[Instruction] Extract all lines in the data that contain the word "screenshot".
○ ○ ○
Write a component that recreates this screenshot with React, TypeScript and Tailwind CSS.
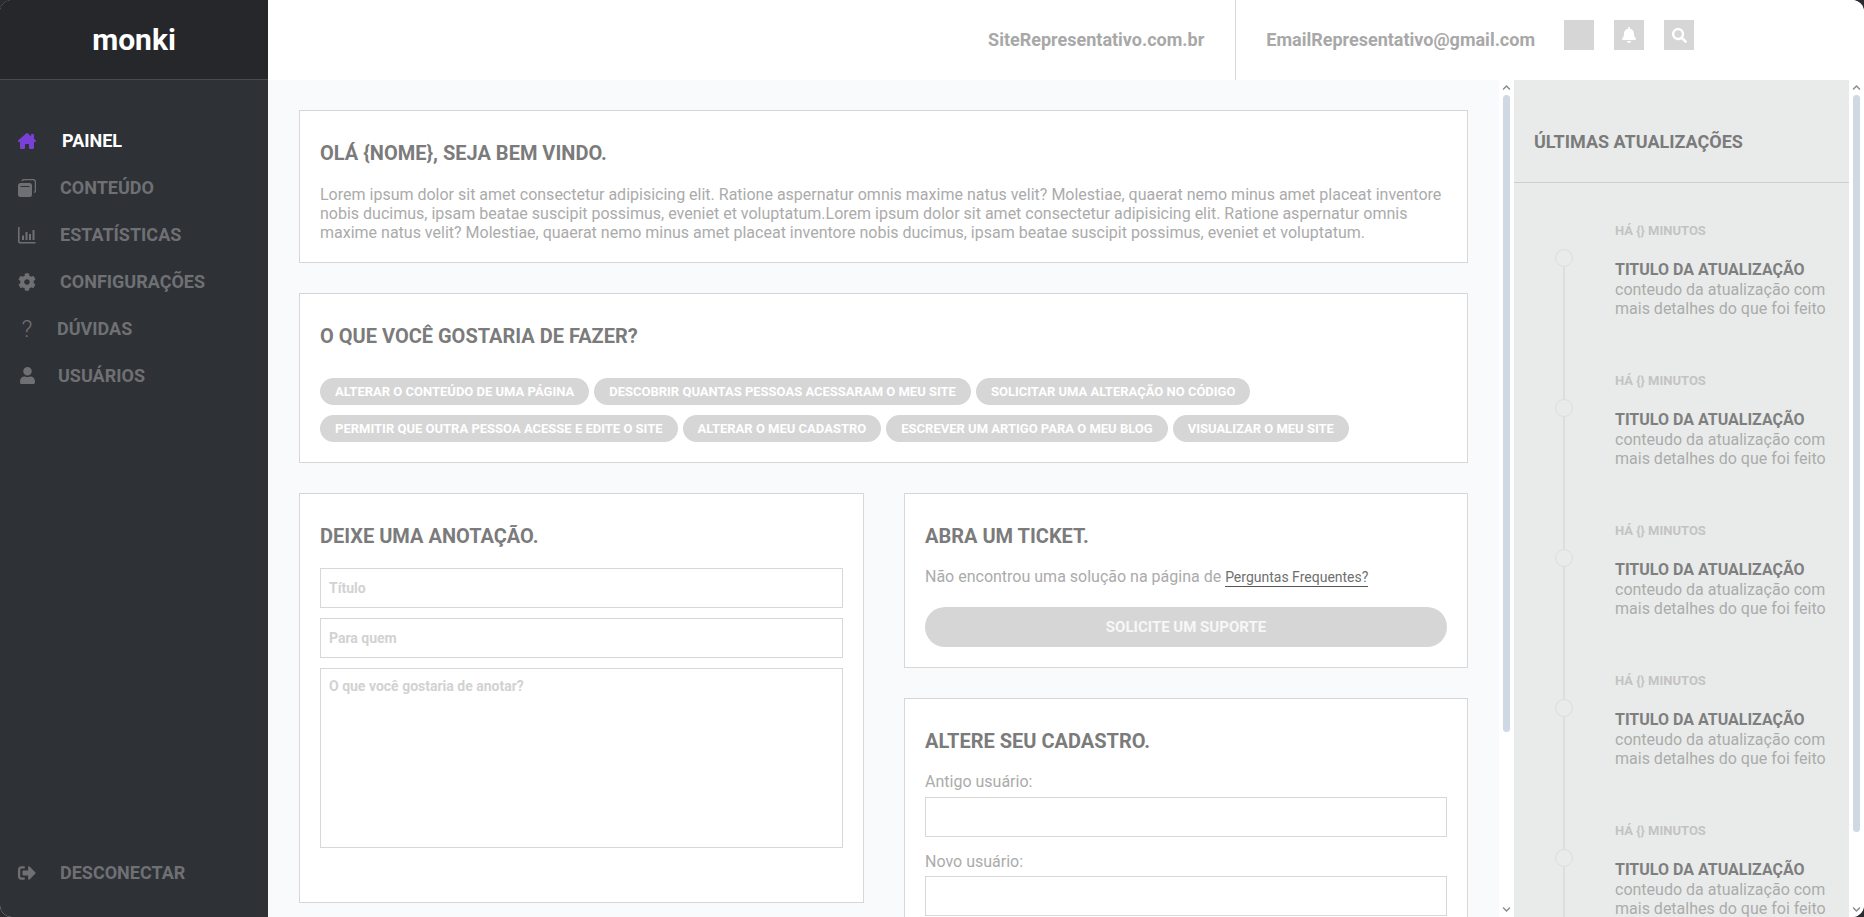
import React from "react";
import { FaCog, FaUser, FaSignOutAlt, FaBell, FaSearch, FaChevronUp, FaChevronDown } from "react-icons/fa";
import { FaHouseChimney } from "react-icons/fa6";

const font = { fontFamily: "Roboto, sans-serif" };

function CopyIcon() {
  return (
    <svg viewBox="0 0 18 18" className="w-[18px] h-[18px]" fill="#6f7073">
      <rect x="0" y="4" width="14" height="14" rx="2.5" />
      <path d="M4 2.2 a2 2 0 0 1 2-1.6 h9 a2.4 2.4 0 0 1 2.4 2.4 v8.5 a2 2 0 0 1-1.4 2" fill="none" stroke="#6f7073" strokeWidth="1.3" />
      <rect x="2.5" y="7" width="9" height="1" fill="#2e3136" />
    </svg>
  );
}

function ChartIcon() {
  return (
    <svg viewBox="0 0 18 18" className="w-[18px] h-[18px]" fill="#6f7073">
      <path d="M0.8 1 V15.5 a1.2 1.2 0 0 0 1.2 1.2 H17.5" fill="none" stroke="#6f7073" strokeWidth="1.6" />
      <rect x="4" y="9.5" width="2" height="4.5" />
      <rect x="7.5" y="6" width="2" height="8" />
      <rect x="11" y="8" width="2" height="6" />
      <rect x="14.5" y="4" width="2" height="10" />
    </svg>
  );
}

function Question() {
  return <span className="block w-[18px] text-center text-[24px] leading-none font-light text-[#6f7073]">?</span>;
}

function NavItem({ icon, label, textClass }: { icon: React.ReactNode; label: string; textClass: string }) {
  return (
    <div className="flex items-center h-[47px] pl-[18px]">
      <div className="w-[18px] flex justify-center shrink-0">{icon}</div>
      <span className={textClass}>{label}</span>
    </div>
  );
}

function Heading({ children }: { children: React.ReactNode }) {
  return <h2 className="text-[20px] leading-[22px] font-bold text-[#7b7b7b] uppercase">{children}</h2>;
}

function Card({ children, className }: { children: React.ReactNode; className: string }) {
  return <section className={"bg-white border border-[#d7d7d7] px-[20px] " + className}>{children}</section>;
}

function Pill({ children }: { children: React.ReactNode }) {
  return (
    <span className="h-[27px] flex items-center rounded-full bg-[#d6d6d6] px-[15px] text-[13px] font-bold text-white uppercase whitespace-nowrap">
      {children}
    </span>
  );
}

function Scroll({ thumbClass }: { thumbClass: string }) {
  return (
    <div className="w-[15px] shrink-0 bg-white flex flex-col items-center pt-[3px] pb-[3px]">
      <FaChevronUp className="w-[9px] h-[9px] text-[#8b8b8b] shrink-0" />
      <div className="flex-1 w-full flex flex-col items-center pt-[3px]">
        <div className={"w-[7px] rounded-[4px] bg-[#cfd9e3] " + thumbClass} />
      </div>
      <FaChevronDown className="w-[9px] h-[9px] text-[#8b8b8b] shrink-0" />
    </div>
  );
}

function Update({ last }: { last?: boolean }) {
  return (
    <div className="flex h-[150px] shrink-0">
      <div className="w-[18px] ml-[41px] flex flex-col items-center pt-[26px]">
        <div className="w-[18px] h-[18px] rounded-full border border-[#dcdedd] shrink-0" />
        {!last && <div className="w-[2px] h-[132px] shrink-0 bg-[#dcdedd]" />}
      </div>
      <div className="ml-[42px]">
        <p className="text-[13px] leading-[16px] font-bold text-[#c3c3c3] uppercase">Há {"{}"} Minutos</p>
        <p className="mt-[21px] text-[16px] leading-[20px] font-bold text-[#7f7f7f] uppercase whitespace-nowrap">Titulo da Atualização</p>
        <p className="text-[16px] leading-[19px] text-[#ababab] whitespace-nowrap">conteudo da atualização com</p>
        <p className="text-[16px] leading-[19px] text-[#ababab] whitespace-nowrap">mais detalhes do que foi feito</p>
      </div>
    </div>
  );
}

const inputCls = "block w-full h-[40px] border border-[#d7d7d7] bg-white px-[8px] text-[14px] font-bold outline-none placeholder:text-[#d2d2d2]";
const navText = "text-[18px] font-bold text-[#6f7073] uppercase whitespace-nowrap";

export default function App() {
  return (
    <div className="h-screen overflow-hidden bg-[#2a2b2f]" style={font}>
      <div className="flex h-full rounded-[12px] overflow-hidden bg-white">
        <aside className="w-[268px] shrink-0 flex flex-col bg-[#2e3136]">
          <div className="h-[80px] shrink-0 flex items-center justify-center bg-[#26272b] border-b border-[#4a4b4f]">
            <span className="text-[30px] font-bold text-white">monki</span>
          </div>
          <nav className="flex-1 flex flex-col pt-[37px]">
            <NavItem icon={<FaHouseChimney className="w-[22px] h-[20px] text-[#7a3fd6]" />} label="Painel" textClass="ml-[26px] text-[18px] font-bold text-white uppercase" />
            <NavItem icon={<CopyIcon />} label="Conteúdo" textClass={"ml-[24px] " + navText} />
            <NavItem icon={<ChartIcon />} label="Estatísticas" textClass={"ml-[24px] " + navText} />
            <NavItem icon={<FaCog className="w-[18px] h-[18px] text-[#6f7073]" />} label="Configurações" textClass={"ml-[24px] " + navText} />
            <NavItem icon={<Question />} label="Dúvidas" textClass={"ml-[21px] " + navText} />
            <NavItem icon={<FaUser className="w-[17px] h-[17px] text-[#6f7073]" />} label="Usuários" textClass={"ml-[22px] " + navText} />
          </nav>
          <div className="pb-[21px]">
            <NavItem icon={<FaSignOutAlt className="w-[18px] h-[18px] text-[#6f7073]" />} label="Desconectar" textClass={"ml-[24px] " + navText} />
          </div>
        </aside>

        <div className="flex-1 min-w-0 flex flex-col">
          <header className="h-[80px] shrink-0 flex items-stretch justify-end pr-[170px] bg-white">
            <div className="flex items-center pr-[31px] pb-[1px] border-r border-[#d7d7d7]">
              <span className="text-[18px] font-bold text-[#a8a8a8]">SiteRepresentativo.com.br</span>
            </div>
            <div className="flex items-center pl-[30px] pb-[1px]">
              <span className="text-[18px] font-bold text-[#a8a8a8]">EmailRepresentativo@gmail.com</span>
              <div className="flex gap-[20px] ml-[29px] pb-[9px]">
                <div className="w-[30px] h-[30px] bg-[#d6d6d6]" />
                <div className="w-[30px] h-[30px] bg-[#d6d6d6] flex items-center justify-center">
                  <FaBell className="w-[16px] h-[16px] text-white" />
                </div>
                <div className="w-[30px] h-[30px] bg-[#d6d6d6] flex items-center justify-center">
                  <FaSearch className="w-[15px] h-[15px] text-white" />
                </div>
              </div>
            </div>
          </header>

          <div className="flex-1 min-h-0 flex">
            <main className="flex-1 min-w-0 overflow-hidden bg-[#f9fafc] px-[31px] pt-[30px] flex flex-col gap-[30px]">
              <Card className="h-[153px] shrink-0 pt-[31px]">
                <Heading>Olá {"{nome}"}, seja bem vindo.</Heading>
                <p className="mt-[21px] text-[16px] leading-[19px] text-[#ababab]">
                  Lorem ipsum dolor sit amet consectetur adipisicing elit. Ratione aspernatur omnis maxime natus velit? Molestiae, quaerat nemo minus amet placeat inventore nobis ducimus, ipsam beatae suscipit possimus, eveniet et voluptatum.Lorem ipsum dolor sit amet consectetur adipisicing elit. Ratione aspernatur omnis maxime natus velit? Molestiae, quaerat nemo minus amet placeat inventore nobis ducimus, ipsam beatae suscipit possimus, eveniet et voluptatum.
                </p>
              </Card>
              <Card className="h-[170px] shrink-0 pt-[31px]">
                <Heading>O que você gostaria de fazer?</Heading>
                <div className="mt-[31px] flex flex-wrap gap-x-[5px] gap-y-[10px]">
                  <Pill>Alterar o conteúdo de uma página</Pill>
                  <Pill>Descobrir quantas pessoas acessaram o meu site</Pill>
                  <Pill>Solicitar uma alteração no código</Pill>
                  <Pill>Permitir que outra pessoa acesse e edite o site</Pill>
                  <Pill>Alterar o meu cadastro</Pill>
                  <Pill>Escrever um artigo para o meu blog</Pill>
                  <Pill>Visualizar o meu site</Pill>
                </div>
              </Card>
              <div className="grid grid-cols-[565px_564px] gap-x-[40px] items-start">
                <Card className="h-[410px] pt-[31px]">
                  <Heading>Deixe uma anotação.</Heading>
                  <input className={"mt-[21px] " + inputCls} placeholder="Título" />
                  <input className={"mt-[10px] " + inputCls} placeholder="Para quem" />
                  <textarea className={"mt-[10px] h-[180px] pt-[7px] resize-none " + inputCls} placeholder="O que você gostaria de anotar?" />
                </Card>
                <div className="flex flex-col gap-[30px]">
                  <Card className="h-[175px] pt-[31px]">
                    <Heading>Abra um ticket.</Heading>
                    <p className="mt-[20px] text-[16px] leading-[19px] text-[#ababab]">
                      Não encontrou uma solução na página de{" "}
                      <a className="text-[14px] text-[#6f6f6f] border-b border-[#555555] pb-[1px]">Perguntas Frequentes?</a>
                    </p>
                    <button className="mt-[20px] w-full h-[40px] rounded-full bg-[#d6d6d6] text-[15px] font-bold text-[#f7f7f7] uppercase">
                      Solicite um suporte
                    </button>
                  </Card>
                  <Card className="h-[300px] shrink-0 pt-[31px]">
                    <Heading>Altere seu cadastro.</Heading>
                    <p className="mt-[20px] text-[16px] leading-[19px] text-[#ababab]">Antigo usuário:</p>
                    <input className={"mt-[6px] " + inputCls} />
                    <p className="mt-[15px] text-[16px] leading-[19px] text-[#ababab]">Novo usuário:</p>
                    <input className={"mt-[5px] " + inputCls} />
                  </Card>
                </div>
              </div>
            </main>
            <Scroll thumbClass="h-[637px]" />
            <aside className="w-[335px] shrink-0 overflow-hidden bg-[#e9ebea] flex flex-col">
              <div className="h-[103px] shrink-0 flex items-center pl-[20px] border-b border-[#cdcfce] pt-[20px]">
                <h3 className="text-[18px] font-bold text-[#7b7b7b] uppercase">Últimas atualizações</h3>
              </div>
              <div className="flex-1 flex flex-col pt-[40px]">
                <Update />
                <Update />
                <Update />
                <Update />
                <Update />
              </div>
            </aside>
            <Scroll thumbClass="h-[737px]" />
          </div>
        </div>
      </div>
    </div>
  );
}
○ ○ ○
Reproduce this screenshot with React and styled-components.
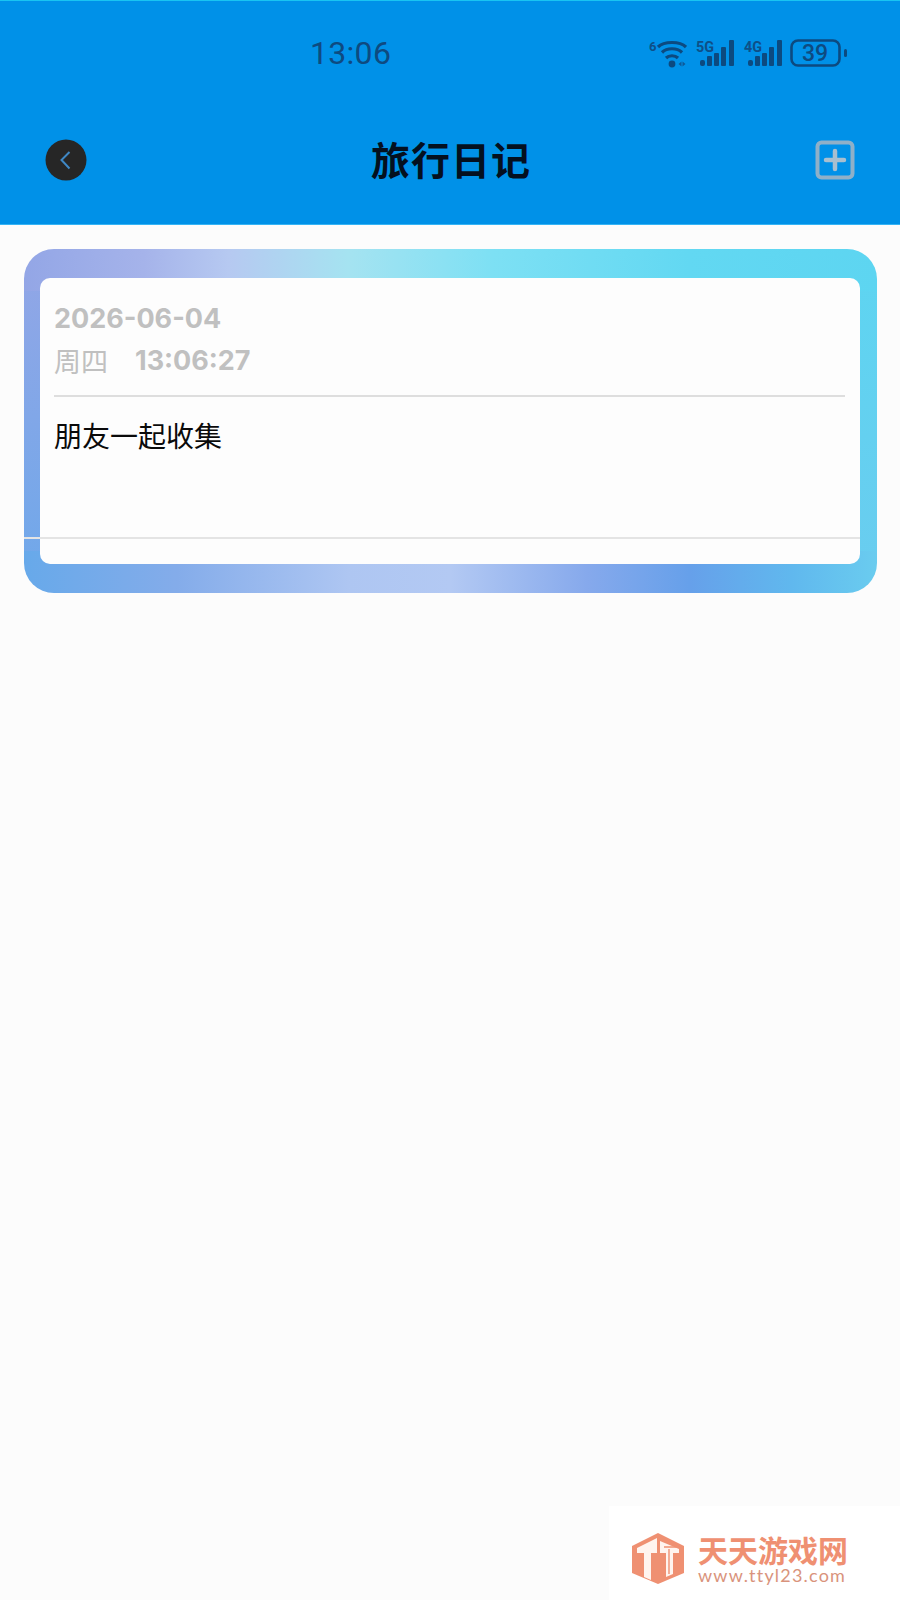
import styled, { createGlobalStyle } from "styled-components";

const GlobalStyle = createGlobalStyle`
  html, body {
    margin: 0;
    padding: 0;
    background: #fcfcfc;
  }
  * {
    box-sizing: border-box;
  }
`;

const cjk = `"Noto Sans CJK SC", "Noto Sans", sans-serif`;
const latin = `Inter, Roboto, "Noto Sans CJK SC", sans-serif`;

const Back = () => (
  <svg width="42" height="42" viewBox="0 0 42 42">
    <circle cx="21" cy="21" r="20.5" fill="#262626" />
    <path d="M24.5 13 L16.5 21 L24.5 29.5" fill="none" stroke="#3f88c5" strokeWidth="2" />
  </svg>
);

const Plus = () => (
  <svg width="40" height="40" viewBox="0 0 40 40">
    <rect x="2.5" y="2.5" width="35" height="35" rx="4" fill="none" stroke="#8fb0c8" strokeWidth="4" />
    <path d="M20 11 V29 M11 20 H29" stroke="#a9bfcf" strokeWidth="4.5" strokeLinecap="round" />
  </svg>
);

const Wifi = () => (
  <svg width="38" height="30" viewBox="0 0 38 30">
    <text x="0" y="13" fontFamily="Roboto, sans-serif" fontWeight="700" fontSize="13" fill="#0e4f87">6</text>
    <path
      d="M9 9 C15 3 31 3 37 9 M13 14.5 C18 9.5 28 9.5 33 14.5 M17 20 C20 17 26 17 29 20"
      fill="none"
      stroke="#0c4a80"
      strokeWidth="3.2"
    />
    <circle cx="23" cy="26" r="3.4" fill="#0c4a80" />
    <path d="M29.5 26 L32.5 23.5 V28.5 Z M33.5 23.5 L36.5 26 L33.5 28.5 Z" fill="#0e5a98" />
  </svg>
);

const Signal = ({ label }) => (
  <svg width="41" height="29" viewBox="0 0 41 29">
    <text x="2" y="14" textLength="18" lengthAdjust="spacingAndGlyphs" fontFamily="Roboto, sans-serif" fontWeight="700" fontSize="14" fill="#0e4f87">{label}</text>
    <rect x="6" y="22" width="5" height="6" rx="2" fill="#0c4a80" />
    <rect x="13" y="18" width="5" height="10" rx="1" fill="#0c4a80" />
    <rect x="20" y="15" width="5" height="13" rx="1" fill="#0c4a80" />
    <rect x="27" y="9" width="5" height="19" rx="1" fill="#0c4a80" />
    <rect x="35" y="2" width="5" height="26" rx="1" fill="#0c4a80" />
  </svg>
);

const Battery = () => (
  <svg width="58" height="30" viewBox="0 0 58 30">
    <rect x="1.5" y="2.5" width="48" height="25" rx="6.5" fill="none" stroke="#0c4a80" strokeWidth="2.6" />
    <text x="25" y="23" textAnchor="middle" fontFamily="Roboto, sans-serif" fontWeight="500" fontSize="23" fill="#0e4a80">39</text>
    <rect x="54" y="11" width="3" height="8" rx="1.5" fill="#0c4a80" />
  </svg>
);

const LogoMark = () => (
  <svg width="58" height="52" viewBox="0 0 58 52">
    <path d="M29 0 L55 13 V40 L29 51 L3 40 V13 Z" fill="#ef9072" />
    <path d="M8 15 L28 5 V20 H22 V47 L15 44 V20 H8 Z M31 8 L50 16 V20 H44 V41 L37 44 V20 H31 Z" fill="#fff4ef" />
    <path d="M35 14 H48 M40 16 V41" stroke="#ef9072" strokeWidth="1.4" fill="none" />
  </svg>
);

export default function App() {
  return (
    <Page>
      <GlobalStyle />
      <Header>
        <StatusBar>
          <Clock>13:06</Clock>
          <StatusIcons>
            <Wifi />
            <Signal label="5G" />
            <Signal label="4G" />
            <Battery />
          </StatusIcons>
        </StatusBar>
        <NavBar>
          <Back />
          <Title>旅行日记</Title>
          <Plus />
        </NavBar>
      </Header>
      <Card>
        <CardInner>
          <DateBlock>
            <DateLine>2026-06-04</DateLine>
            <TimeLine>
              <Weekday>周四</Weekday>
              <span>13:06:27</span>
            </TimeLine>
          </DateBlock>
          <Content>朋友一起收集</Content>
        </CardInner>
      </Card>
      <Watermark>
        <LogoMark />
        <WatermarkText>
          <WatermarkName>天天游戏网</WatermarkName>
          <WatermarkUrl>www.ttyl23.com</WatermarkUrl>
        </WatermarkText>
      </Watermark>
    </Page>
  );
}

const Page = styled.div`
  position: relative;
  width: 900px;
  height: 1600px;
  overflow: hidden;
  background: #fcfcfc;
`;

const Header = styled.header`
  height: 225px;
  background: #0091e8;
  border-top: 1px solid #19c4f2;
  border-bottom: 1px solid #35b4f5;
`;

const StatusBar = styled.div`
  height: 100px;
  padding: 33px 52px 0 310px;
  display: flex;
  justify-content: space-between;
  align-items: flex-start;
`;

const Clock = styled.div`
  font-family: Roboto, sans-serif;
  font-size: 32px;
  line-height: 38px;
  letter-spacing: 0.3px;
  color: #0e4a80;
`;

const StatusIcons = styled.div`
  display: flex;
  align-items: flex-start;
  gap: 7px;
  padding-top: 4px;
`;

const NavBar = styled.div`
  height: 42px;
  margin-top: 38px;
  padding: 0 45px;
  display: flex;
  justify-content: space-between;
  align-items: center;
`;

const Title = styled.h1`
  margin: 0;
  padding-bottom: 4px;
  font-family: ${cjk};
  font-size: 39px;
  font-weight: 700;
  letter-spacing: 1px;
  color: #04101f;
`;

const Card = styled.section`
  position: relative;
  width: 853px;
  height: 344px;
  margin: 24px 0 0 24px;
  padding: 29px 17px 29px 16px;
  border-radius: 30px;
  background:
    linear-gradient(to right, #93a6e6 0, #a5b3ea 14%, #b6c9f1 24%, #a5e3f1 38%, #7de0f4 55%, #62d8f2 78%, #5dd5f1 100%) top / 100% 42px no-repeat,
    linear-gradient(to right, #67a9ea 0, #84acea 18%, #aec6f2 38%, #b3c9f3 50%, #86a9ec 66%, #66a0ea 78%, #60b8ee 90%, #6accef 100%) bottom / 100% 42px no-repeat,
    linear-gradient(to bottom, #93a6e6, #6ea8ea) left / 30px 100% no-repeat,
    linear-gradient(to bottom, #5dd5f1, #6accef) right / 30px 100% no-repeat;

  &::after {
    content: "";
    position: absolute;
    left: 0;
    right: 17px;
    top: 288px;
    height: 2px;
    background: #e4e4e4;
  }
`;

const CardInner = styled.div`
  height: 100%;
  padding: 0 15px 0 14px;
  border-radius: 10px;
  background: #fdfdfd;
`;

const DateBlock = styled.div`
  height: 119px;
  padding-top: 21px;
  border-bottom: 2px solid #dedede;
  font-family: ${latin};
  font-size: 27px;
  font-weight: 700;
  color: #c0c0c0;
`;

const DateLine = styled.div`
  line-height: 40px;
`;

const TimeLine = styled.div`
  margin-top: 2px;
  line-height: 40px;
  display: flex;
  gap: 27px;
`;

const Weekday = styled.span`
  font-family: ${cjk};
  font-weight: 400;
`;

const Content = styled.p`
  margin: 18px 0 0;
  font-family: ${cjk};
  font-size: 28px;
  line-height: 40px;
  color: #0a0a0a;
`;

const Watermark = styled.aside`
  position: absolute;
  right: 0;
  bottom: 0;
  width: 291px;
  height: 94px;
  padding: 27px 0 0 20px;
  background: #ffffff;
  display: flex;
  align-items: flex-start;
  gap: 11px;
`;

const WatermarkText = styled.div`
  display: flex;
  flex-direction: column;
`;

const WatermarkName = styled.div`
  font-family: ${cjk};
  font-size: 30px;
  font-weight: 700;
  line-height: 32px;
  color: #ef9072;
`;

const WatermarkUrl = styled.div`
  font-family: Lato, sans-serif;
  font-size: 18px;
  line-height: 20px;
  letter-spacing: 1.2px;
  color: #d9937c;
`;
○ ○ ○
[Exercise result]
Write a component that recreates this screenshot with React, TypeScript and Tailwind CSS.
Reproduce this screenshot with React and styled-components.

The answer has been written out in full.